## Work to complete
Repeat, exactly and in full, the lines of the listing below, but without any pictures.

## Given material

• • • • •

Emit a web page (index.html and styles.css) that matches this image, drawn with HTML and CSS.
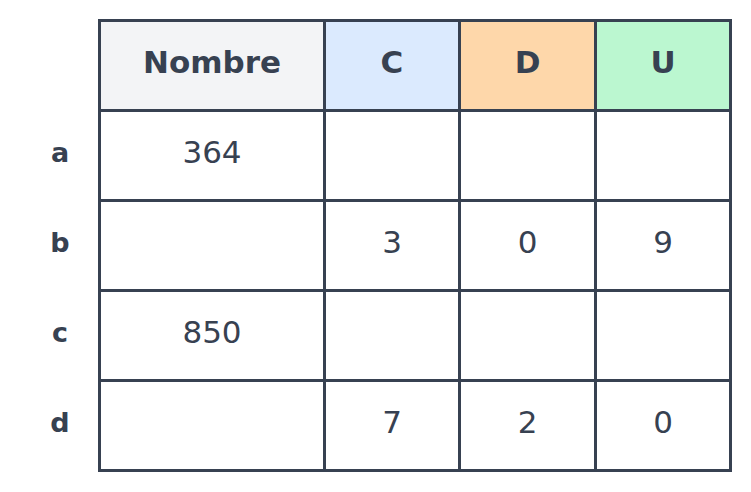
FILE: index.html
```html
<!DOCTYPE html>
<html>
<head>
<meta charset="utf-8">
<link rel="stylesheet" href="styles.css">
</head>
<body>
<div class="wrap">
  <div class="labels">
    <div class="label"></div>
    <div class="label">a</div>
    <div class="label">b</div>
    <div class="label">c</div>
    <div class="label">d</div>
  </div>
  <div class="grid">
    <div class="cell head h-n">Nombre</div>
    <div class="cell head h-c">C</div>
    <div class="cell head h-d">D</div>
    <div class="cell head h-u">U</div>

    <div class="cell">364</div>
    <div class="cell"></div>
    <div class="cell"></div>
    <div class="cell"></div>

    <div class="cell"></div>
    <div class="cell">3</div>
    <div class="cell">0</div>
    <div class="cell">9</div>

    <div class="cell">850</div>
    <div class="cell"></div>
    <div class="cell"></div>
    <div class="cell"></div>

    <div class="cell"></div>
    <div class="cell">7</div>
    <div class="cell">2</div>
    <div class="cell">0</div>
  </div>
</div>
</body>
</html>
```

FILE: styles.css
```css
html, body {
  margin: 0;
  padding: 0;
  background: #ffffff;
}

body {
  font-family: "DejaVu Sans", sans-serif;
  color: #374151;
}

.wrap {
  display: flex;
  padding-top: 19px;
}

.labels {
  width: 76px;
  margin-left: 22px;
  display: grid;
  grid-template-rows: repeat(5, 87px);
  row-gap: 3px;
  padding: 3px 0;
}

.label {
  display: flex;
  align-items: center;
  justify-content: center;
  font-weight: bold;
  font-size: 27px;
  padding-bottom: 6px;
  box-sizing: border-box;
}

.grid {
  display: grid;
  grid-template-columns: 222px 132px 133px 132px;
  grid-template-rows: repeat(5, 87px);
  gap: 3px;
  padding: 3px;
  background: #374151;
}

.cell {
  background: #ffffff;
  display: flex;
  align-items: center;
  justify-content: center;
  font-size: 31px;
  padding-bottom: 8px;
  box-sizing: border-box;
}

.head {
  font-weight: bold;
}

.h-n { background: #f3f4f6; }
.h-c { background: #dbeafe; }
.h-d { background: #fed7aa; }
.h-u { background: #bbf7d0; }
```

• • • • •

## Written answer
Emit a web page (index.html and styles.css) that matches this image, drawn with HTML and CSS.
FILE: index.html
```html
<!DOCTYPE html>
<html>
<head>
<meta charset="utf-8">
<link rel="stylesheet" href="styles.css">
</head>
<body>
<div class="wrap">
  <div class="labels">
    <div class="label"></div>
    <div class="label">a</div>
    <div class="label">b</div>
    <div class="label">c</div>
    <div class="label">d</div>
  </div>
  <div class="grid">
    <div class="cell head h-n">Nombre</div>
    <div class="cell head h-c">C</div>
    <div class="cell head h-d">D</div>
    <div class="cell head h-u">U</div>

    <div class="cell">364</div>
    <div class="cell"></div>
    <div class="cell"></div>
    <div class="cell"></div>

    <div class="cell"></div>
    <div class="cell">3</div>
    <div class="cell">0</div>
    <div class="cell">9</div>

    <div class="cell">850</div>
    <div class="cell"></div>
    <div class="cell"></div>
    <div class="cell"></div>

    <div class="cell"></div>
    <div class="cell">7</div>
    <div class="cell">2</div>
    <div class="cell">0</div>
  </div>
</div>
</body>
</html>
```

FILE: styles.css
```css
html, body {
  margin: 0;
  padding: 0;
  background: #ffffff;
}

body {
  font-family: "DejaVu Sans", sans-serif;
  color: #374151;
}

.wrap {
  display: flex;
  padding-top: 19px;
}

.labels {
  width: 76px;
  margin-left: 22px;
  display: grid;
  grid-template-rows: repeat(5, 87px);
  row-gap: 3px;
  padding: 3px 0;
}

.label {
  display: flex;
  align-items: center;
  justify-content: center;
  font-weight: bold;
  font-size: 27px;
  padding-bottom: 6px;
  box-sizing: border-box;
}

.grid {
  display: grid;
  grid-template-columns: 222px 132px 133px 132px;
  grid-template-rows: repeat(5, 87px);
  gap: 3px;
  padding: 3px;
  background: #374151;
}

.cell {
  background: #ffffff;
  display: flex;
  align-items: center;
  justify-content: center;
  font-size: 31px;
  padding-bottom: 8px;
  box-sizing: border-box;
}

.head {
  font-weight: bold;
}

.h-n { background: #f3f4f6; }
.h-c { background: #dbeafe; }
.h-d { background: #fed7aa; }
.h-u { background: #bbf7d0; }
```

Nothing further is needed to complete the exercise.